The mountains were still high, and the air outside was still cold, but we were on the descent downwards through winding gorges. The atmosphere inside the Super Off Roader, which felt like a second home by now, lightened tremendously, to the point of near celebration, as the destination became closer.

It was a pleasant surprise to arrive somewhere before daylight had been smothered. After following the river around some more tight hairpin bends, the settlement of Chakhcheran lay ahead of us on the south bank of the Hari Rud. After all the little villages and mini-settlements, this was like a big city metropolis.

Although there was only one main battered and broken track through the town.

And it was here on the outskirts, that our thrill-a-minute journey in the hands of Zahir came to an end. He dropped us off at a house on the outskirts. The residents were adolescent males, but they were positively delighted to see us. It was welcome sanctuary. Boys insisted on carrying our bags and taking our coats, once we were safely ensconced inside their cosily warm residence. There were no women in sight.

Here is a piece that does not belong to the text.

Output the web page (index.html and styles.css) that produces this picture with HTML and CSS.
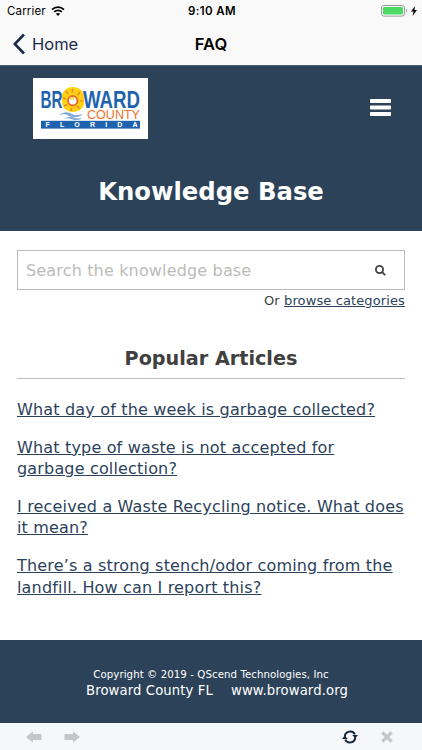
FILE: index.html
```html
<!DOCTYPE html>
<html lang="en">
<head>
    <meta charset="UTF-8">
    <meta name="viewport" content="width=device-width, initial-scale=1">
    <title>FAQ</title>
    <link rel="stylesheet" href="styles.css">
</head>
<body>
    <div class="status-bar">
        <div class="carrier">
            <span>Carrier</span>
            <svg class="wifi" viewBox="0 0 14 10">
                <path d="M1 3.6C4.4.4 9.6.4 13 3.6M3.2 5.9C5.4 4 8.6 4 10.8 5.9" fill="none" stroke="#000" stroke-width="1.8"/>
                <path d="M4.9 7.8C6.1 6.8 7.9 6.8 9.1 7.8L7 9.9Z"/>
            </svg>
        </div>
        <div class="time">9:10 AM</div>
        <div class="power">
            <svg class="battery" viewBox="0 0 27 12">
                <rect x=".5" y=".5" width="23" height="10.6" rx="2.3" fill="#fff" stroke="#999"/>
                <rect x="2" y="2" width="20" height="7.6" rx="1" fill="#4cd964"/>
                <path d="M25 3.8C26.5 4.5 26.5 7 25 7.7Z" fill="#999"/>
            </svg>
            <svg class="bolt" viewBox="0 0 6 10"><path d="M4.1 0L0 5.6H2.6L1.5 10L6 4.1H3.4Z"/></svg>
        </div>
    </div>

    <div class="nav-bar">
        <a class="back" href="#">
            <svg class="chevron" viewBox="0 0 14 22"><path d="M12 1.5L2.8 11L12 20.5"/></svg>
            <span>Home</span>
        </a>
        <div class="nav-title">FAQ</div>
    </div>

    <header class="header">
        <div class="header-top">
            <a class="logo" href="#">
                <svg viewBox="0 0 115 61">
                    <rect width="115" height="61" fill="#fff"/>
                    <path d="M33 11Q40 7 47 11Q52 15 51 22Q52 29 47 32Q40 36 33 32Q28 28 29 21Q28 15 33 11Z" fill="#fcd116"/>
                    <g class="logo-rays">
                        <path d="M39.5 11V14.5M33 13L35 16M47 14L44.5 17M30 20L33 21M50 23H47M31 28L34 26.5M38 33L38.5 30M46.5 30.5L44 28"/>
                    </g>
                    <text class="logo-name" x="7.5" y="29.5" textLength="22" lengthAdjust="spacingAndGlyphs">BR</text>
                    <circle cx="39.7" cy="22.7" r="4.7" fill="#fff" stroke="#ee702b" stroke-width="2"/>
                    <path d="M37.5 22C38 19 41 19 40.5 22" fill="none" stroke="#fcd116" stroke-width="1.2"/>
                    <text class="logo-name" x="50" y="29.5" textLength="57" lengthAdjust="spacingAndGlyphs">WARD</text>
                    <text class="logo-county" x="54" y="41.2" textLength="53" lengthAdjust="spacingAndGlyphs">COUNTY</text>
                    <path d="M26 37C31 33 36 34 39 36C42 38 46 37 50 36C46 40 40 40 36 38C33 36 30 36 26 37ZM31 41C35 38 39 39 42 40C45 41 47 40 49 40C46 43 41 42 38 41C35 40 33 40 31 41Z" fill="#83aad9"/>
                    <rect x="8" y="42.8" width="99" height="7.8" fill="#1f63ae"/>
                    <text class="logo-state" x="12.5" y="49.2" textLength="92">FLORIDA</text>
                </svg>
            </a>
            <svg class="menu" viewBox="0 0 21 17"><path d="M.6 0H20.4L21 .6V3.4L20.4 4H.6L0 3.4V.6ZM.6 6.5H20.4L21 7.1V9.9L20.4 10.5H.6L0 9.9V7.1ZM.6 13H20.4L21 13.6V16.4L20.4 17H.6L0 16.4V13.6Z"/></svg>
        </div>
        <h1>Knowledge Base</h1>
    </header>

    <main class="content">
        <form class="search">
            <input type="text" placeholder="Search the knowledge base">
            <svg class="search-icon" viewBox="0 0 11 11"><circle cx="4.5" cy="4.5" r="3.6"/><path d="M7.1 7.1L10.2 10.2"/></svg>
        </form>
        <div class="browse">Or <a href="#">browse categories</a></div>

        <h2>Popular Articles</h2>
        <ul class="articles">
            <li><a href="#">What day of the week is garbage collected?</a></li>
            <li><a href="#">What type of waste is not accepted for garbage collection?</a></li>
            <li><a href="#">I received a Waste Recycling notice. What does it mean?</a></li>
            <li><a href="#">There’s a strong stench/odor coming from the landfill. How can I report this?</a></li>
        </ul>
    </main>

    <footer class="footer">
        <div class="copyright">Copyright © 2019 - QScend Technologies, Inc</div>
        <div class="footer-links"><span>Broward County FL</span><span>www.broward.org</span></div>
    </footer>

    <div class="toolbar">
        <div class="toolbar-group">
            <svg class="arrow" viewBox="0 0 16 12"><path d="M0 6L7 .3V3H15.5V9H7V11.7Z"/></svg>
            <svg class="arrow" viewBox="0 0 16 12"><path d="M16 6L9 .3V3H.5V9H9V11.7Z"/></svg>
        </div>
        <div class="toolbar-group toolbar-right">
            <svg class="refresh" viewBox="0 0 16 14">
                <path d="M2.8 6.8C3 .8 10.5 -.2 12.8 4.4M13.2 7.2C13 13.2 5.5 14.2 3.2 9.6" fill="none" stroke="#142440" stroke-width="2"/>
                <path d="M10.2 5H16L13.3 8.3ZM5.8 9H0L2.7 5.7Z" fill="#142440"/>
            </svg>
            <svg class="close" viewBox="0 0 12 12"><path d="M1.3 1.3L10.7 10.7M10.7 1.3L1.3 10.7"/></svg>
        </div>
    </div>
</body>
</html>
```

FILE: styles.css
```css
* {
    box-sizing: border-box;
}
body {
    margin: 0;
    height: 750px;
    display: flex;
    flex-direction: column;
    overflow: hidden;
    background: #fff;
    color: #404040;
    font-family: "DejaVu Sans", sans-serif;
}
svg {
    display: block;
    flex: none;
}
a {
    color: #2c425a;
}

/* phone bars */
.status-bar,
.nav-bar {
    display: grid;
    grid-template-columns: 1fr auto 1fr;
    align-items: center;
    background: #f9f9f9;
    color: #000;
    font-family: Inter, sans-serif;
}
.status-bar {
    height: 22px;
    padding: 0 5px 0 7px;
    font-size: 11.5px;
}
.carrier {
    display: flex;
    align-items: center;
    gap: 5px;
    letter-spacing: 0.15px;
}
.wifi {
    width: 14px;
    height: 10px;
}
.time {
    font-weight: 600;
    letter-spacing: 0.4px;
}
.power {
    display: flex;
    justify-content: flex-end;
    align-items: center;
    gap: 3px;
}
.battery {
    width: 27px;
    height: 12px;
}
.bolt {
    width: 6px;
    height: 10px;
}
.nav-bar {
    height: 43px;
    padding: 0 12px;
}
.back {
    display: flex;
    align-items: center;
    gap: 6px;
    color: #1c2b49;
    font-size: 16.5px;
    text-decoration: none;
}
.chevron {
    width: 14px;
    height: 22px;
    fill: none;
    stroke: #1c2b49;
    stroke-width: 2.6;
}
.nav-title {
    font-size: 16.5px;
    font-weight: 600;
}

/* site header */
.header {
    height: 166px;
    background: #2c4259;
    border-top: 1px solid #4c6074;
}
.header-top {
    display: flex;
    justify-content: space-between;
    align-items: flex-start;
    padding: 12px 31px 0 33px;
}
.logo svg {
    width: 115px;
    height: 61px;
}
.logo-rays {
    fill: none;
    stroke: #f08a2a;
    stroke-width: 1.7;
}
.logo-name {
    fill: #1f63ae;
    font: bold 24px "Liberation Sans", sans-serif;
}
.logo-county {
    fill: #ee702b;
    font: 12.5px "Liberation Sans", sans-serif;
}
.logo-state {
    fill: #fff;
    font: bold 7px "Liberation Sans", sans-serif;
}
.menu {
    width: 21px;
    height: 17px;
    margin-top: 21px;
    fill: #fff;
}
h1 {
    margin: 38px 0 0;
    color: #fff;
    font-size: 24.3px;
    line-height: 30px;
    text-align: center;
}

/* knowledge base */
.content {
    flex: 1;
    padding: 19px 17px 0;
}
.search {
    display: flex;
    align-items: center;
    height: 40px;
    padding: 0 18px 0 8px;
    border: 1px solid #bbb;
}
.search input {
    flex: 1;
    min-width: 0;
    padding: 0;
    border: 0;
    outline: 0;
    background: none;
    font: 16px "DejaVu Sans", sans-serif;
    letter-spacing: 0.16px;
}
.search input::placeholder {
    color: #bbb;
}
.search-icon {
    width: 11px;
    height: 11px;
    fill: none;
    stroke: #404040;
    stroke-width: 1.8;
}
.browse {
    margin-top: 2px;
    font-size: 13px;
    line-height: 18px;
    letter-spacing: 0.12px;
    text-align: right;
}
h2 {
    margin: 36px 0 0;
    padding-bottom: 6px;
    border-bottom: 1px solid #bbb;
    font-size: 19.2px;
    line-height: 26px;
    text-align: center;
}
.articles {
    margin: 20px 0 0;
    padding: 0;
    list-style: none;
    font-size: 16px;
    line-height: 21.3px;
    letter-spacing: 0.17px;
}
.articles li {
    max-width: 388px;
    margin-bottom: 16.6px;
}
.articles li:nth-child(2) {
    padding-right: 40px;
}

/* footer */
.footer {
    height: 83px;
    padding-top: 27px;
    background: #2c4259;
    color: #fff;
    text-align: center;
}
.copyright {
    font-size: 10.2px;
    line-height: 15px;
    letter-spacing: 0.08px;
}
.footer-links {
    display: flex;
    justify-content: center;
    gap: 18px;
    margin-left: 12px;
    font-size: 13.2px;
    line-height: 17px;
    letter-spacing: 0.12px;
}

/* browser toolbar */
.toolbar {
    display: flex;
    justify-content: space-between;
    align-items: center;
    height: 27px;
    padding: 0 29px 0 26px;
    background: #f5f7f9;
}
.toolbar-group {
    display: flex;
    align-items: center;
    gap: 22px;
}
.toolbar-right {
    gap: 23px;
}
.arrow {
    width: 16px;
    height: 12px;
    fill: #c5c6c8;
}
.refresh {
    width: 16px;
    height: 14px;
}
.close {
    width: 12px;
    height: 12px;
    stroke: #c5c6c8;
    stroke-width: 3.2;
}
```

Zahir, the man with the manic grin, who had nerves of steel and the laugh of a hyena, would have to say goodbye here. He got a deserved round of applause. As Zahir left us, presumably relishing the immediate prospect of a return drive, he requested that we write a reference for him in English, which he could take back to Herat. So I scraped together a piece of paper and a pen and wrote,

'Zahir has driven like a King for us. He is a very good driver, especially on bad roads, of which there were many. He is also very good at keeping his passengers entertained.'

He could not understand a word of it, of course, but to look at his expression of gratitude, you would never have known. We were sad to see him depart and I think the feeling was mutual.